Do you have some good reference suggestions for the second point, i.e. functional similarity in terms of antigen binding? Is there anything principled way of choosing, maybe based on the sequences with known affinity such as the ones you have in your vdjdb?

I think the two options that Mikhail is setting up does somewhat relate to each other. Essentially if you can find all the sequences in a clonal family then they should also bind the same target on the same epitope surface, but with a range of different binding affinities. The problem being that inferring clonal relationship is not at all trivial, and in many cases not even possible based on the cdr3 sequence.

@andim A practical solution would be to focus on structural similarities (given that you have the full AB sequence) and not only on sequence similarities. E.g. you could look at the modelled structure by using homology modelling servers like:
http://www.cbs.dtu.dk/services/LYRA/cite.php
(my biased choice since this is made by a colleague of mine, but go look for other alternatives…)

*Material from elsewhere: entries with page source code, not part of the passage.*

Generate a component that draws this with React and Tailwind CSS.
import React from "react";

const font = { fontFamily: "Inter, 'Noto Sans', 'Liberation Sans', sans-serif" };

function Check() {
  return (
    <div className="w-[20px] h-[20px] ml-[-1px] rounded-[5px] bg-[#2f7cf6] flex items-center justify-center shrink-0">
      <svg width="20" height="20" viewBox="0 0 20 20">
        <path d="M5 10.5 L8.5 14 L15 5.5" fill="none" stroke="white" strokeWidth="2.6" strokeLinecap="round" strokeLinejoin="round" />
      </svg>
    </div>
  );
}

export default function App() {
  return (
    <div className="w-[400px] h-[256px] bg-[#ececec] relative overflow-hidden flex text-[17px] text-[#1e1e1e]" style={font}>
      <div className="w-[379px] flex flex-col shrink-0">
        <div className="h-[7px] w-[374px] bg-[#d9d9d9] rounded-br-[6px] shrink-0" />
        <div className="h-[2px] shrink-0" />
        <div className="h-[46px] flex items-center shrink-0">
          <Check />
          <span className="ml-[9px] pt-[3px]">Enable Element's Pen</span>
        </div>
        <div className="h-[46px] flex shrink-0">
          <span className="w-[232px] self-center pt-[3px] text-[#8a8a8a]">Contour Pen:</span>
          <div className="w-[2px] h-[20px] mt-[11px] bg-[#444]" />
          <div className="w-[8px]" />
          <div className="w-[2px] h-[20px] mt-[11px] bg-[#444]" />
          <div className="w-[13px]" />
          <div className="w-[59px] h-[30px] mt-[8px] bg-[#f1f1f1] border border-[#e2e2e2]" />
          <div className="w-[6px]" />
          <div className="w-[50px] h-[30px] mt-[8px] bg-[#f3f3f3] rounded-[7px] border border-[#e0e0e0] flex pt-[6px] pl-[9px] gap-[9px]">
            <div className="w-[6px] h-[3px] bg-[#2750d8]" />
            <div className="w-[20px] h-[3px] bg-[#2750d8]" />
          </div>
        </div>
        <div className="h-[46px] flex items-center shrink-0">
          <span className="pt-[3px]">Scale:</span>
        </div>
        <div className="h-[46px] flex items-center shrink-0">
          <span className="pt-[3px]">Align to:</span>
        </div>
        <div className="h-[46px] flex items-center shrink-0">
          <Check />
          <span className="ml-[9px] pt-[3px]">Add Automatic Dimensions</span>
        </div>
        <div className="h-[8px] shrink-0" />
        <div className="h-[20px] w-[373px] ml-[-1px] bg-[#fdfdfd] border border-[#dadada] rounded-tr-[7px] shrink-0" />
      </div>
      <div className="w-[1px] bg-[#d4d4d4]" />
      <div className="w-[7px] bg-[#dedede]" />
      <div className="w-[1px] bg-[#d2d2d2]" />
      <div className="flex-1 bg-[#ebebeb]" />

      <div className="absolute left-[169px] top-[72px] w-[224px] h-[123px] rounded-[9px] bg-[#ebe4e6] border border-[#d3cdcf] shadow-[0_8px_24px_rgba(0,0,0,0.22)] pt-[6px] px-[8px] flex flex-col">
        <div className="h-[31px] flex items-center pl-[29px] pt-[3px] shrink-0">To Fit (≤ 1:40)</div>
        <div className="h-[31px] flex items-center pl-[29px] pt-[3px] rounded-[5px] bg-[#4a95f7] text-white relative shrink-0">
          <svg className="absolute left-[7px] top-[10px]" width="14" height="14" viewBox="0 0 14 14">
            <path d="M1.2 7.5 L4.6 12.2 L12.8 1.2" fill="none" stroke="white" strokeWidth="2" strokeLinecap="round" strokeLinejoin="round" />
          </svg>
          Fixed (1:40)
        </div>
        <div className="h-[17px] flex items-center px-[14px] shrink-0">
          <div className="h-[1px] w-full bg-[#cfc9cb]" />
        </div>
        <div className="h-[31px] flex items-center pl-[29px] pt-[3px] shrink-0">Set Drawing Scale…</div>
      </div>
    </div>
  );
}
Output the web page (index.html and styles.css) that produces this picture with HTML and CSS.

for structural similarities, I wonder if it is possible for cdr3 alone? I think I read a paper about this. the problem is that it is not very mature and hard to know if their claims hold. besides, not easy to set up and slow. image you have millions of cdr3.

even if the full ab sequence is available, the problem above still exists. Anyway thank you for the reference.

Thanks for your answer. Is it possible to know the antigen binding properties by cdr3 alone without wet lab?

May be anti-DNA ? otherwise no.

There is a new preprint on predicting Fv structures from sequences here: http://biorxiv.org/content/early/2016/08/16/069930
Much of the validation data is currently missing though, so it’s hard to evaluate the accuracy at the moment. There are other programs available, too, but they are all probably too computationally intensive to be of much use on large datasets.

In certain rare cases, you might be able to predict antigen from sequence alone, if it matches known sterotypic antibodies against that antigen. But as a general rule, no.